Adult Congenital Heart Disease


Not all adults who have congenital heart disease (CHD) will require lifelong treatment. However, for those with CHD issues that need to be treated, options for treatment generally consist of some combination of medications, interventional procedures, and surgery.


If you have CHD, your doctor will likely treat you with a variety of medications.

Medication Type


ACE-inhibitors/angiotensin receptor blockers (ARBs) (Prinivil, Altace, Capoten, Accupril, Vasotec, Avapro, Diovan, Cozaar, Benicar, Edarbi)

To lower blood pressure and help the heart remodel and improve heart function

Antiarrhythmics (Sotalol, Digoxin, Amiodarone)

To treat irregular heartbeats

Anticoagulants (Coumadin, Pradaxa, Xarelto)

To reduce the blood’s ability to clot and decrease the risk for stroke

Antiplatelet agents (Plavix, Brilinta, Effient)

To thin the blood and help prevent and dissolve clots, especially in arteries and stents

Beta-blockers (Lopressor, Coreg, Bystolic, Tenormin, Zebeta)

To lower blood pressure and heart rate, thus reducing oxygen demands on the heart and the incidence of abnormal heart rhythms

Diuretics (Lasix, Diuril)

To help reduce fluid accumulation in your body by increasing fluid loss through urination

Endothelin Receptor Antagonists (Bosentan)

To treat elevated pressure in the lung arteries (pulmonary arterial hypertension) and help relax the blood vessels in the lungs

Phosphodiesterase 5 inhibitors (e.g. sildenafil, tadalafil)

To treat elevated pressure in the lung arteries (pulmonary arterial hypertension) and help relax the blood vessels in the lungs, and to treat erectile dysfunction

Interventional procedures

In the past 25 years or so, the treatment of congenital heart disease has been revolutionized by introducing less invasive interventional procedures. During an interventional procedure, an interventional cardiologist inserts a catheter through a small puncture site in the skin and advances it through a blood vessel to the heart. These procedures include the following:

  • Angioplasty and stenting
  • Catheter-based valve implantation
  • Closing holes in the heart
  • Fetal interventions
  • Hybrid interventions
  • Opening narrow valves (valvuloplasty)
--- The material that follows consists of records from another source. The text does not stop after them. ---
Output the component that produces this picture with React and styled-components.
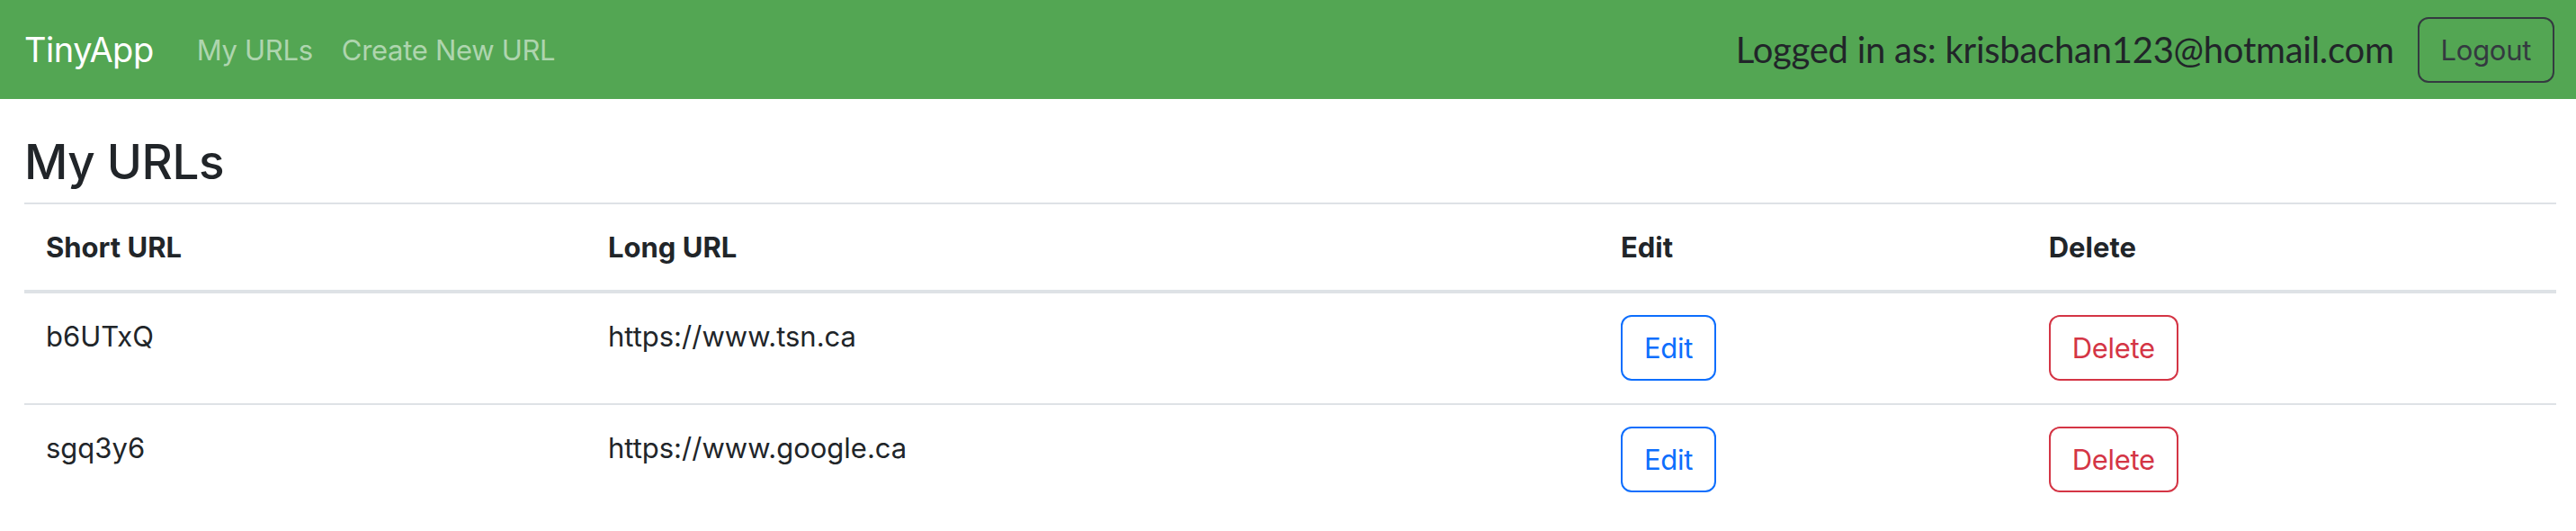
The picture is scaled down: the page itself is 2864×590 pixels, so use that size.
import React from "react";
import styled, { createGlobalStyle, css } from "styled-components";

const GlobalStyle = createGlobalStyle`
  html, body { margin: 0; padding: 0; background: #fff; }
  body {
    font-family: Inter, "Noto Sans", "Liberation Sans", sans-serif;
    color: #212529;
    -webkit-font-smoothing: antialiased;
  }
`;

const Navbar = styled.nav`
  height: 110px;
  box-sizing: border-box;
  background: #53a653;
  display: flex;
  align-items: center;
  justify-content: space-between;
  padding: 0 24px 0 27px;
`;

const NavLeft = styled.div`
  display: flex;
  align-items: center;
`;

const Brand = styled.a`
  font-size: 38px;
  color: #fff;
  text-decoration: none;
  margin-right: 32px;
  letter-spacing: -0.5px;
`;

const NavLink = styled.a`
  font-size: 31px;
  color: rgba(255, 255, 255, 0.55);
  text-decoration: none;
  padding: 0 16px;
  letter-spacing: -0.3px;
  &:first-of-type { padding-left: 0; }
`;

const NavRight = styled.div`
  display: flex;
  align-items: center;
  gap: 26px;
`;

const LoggedIn = styled.span`
  font-family: Lato, "Noto Sans", sans-serif;
  font-size: 40px;
  color: #212529;
  letter-spacing: -0.25px;
`;

const outline = (color) => css`
  color: ${color};
  border: 2px solid ${color};
`;

const Button = styled.button`
  font-family: Inter, "Noto Sans", sans-serif;
  font-size: 31px;
  line-height: 45px;
  padding: 12px 24px;
  border-radius: 12px;
  background: transparent;
  cursor: pointer;
  box-sizing: border-box;
  letter-spacing: -0.3px;
  ${({ $variant }) =>
    $variant === "primary"
      ? outline("#0d6efd")
      : $variant === "danger"
      ? outline("#d43545")
      : outline("#343a40")}
`;

const Main = styled.main`
  padding: 0 22px 0 27px;
`;

const Heading = styled.h2`
  font-size: 53px;
  font-weight: 500;
  line-height: 67px;
  margin: 37px 0 11px;
  letter-spacing: -0.5px;
`;

const Table = styled.table`
  width: 100%;
  border-collapse: collapse;
  border-top: 2px solid #dee2e6;
  font-size: 31px;
`;

const HeadRow = styled.tr`
  border-bottom: 4px solid #dee2e6;
`;

const BodyRow = styled.tr`
  border-bottom: ${({ $last }) => ($last ? "0" : "2px solid #dee2e6")};
`;

const Th = styled.th`
  text-align: left;
  font-weight: 700;
  padding: 24px;
  line-height: 47px;
  vertical-align: top;
  width: ${({ $w }) => $w};
`;

const Td = styled.td`
  padding: 24px 24px 25px;
  line-height: 47px;
  vertical-align: top;
`;

const urls = [
  { short: "b6UTxQ", long: "https://www.tsn.ca" },
  { short: "sgq3y6", long: "https://www.google.ca" },
];

export default function App() {
  return (
    <>
      <GlobalStyle />
      <Navbar>
        <NavLeft>
          <Brand href="#">TinyApp</Brand>
          <NavLink href="#">My URLs</NavLink>
          <NavLink href="#">Create New URL</NavLink>
        </NavLeft>
        <NavRight>
          <LoggedIn>Logged in as: krisbachan123@hotmail.com</LoggedIn>
          <Button>Logout</Button>
        </NavRight>
      </Navbar>
      <Main>
        <Heading>My URLs</Heading>
        <Table>
          <thead>
            <HeadRow>
              <Th $w="22.2%">Short URL</Th>
              <Th $w="40%">Long URL</Th>
              <Th $w="16.9%">Edit</Th>
              <Th $w="20.9%">Delete</Th>
            </HeadRow>
          </thead>
          <tbody>
            {urls.map((u, i) => (
              <BodyRow key={u.short} $last={i === urls.length - 1}>
                <Td>{u.short}</Td>
                <Td>{u.long}</Td>
                <Td>
                  <Button $variant="primary">Edit</Button>
                </Td>
                <Td>
                  <Button $variant="danger">Delete</Button>
                </Td>
              </BodyRow>
            ))}
          </tbody>
        </Table>
      </Main>
    </>
  );
}
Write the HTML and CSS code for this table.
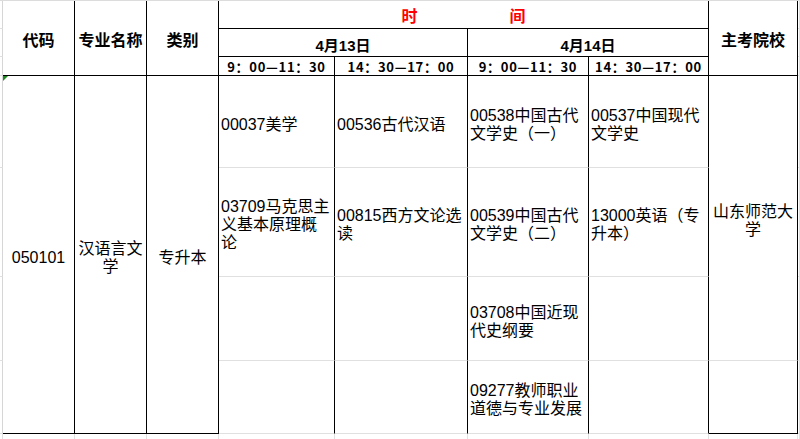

Some heart defects require repairs that can only be made through open-heart surgery. Sometimes, repairs can be made in a single surgical procedure. Other times, a series of operations may be needed. It all depends on the type and severity of the heart defect and how sick the person is.

Specialized centers

Because of the increasing numbers of adults living with CHD, specialized centers have been developed around the U.S. and worldwide to provide comprehensive care. At these centers, adults who have CHD are seen by specialists to manage their needs. If you are an adult with CHD, these doctors can not only help you with medical issues but are also trained to discuss other important concerns, such as lifestyle impacts from CHD and additional noncardiac medical issues.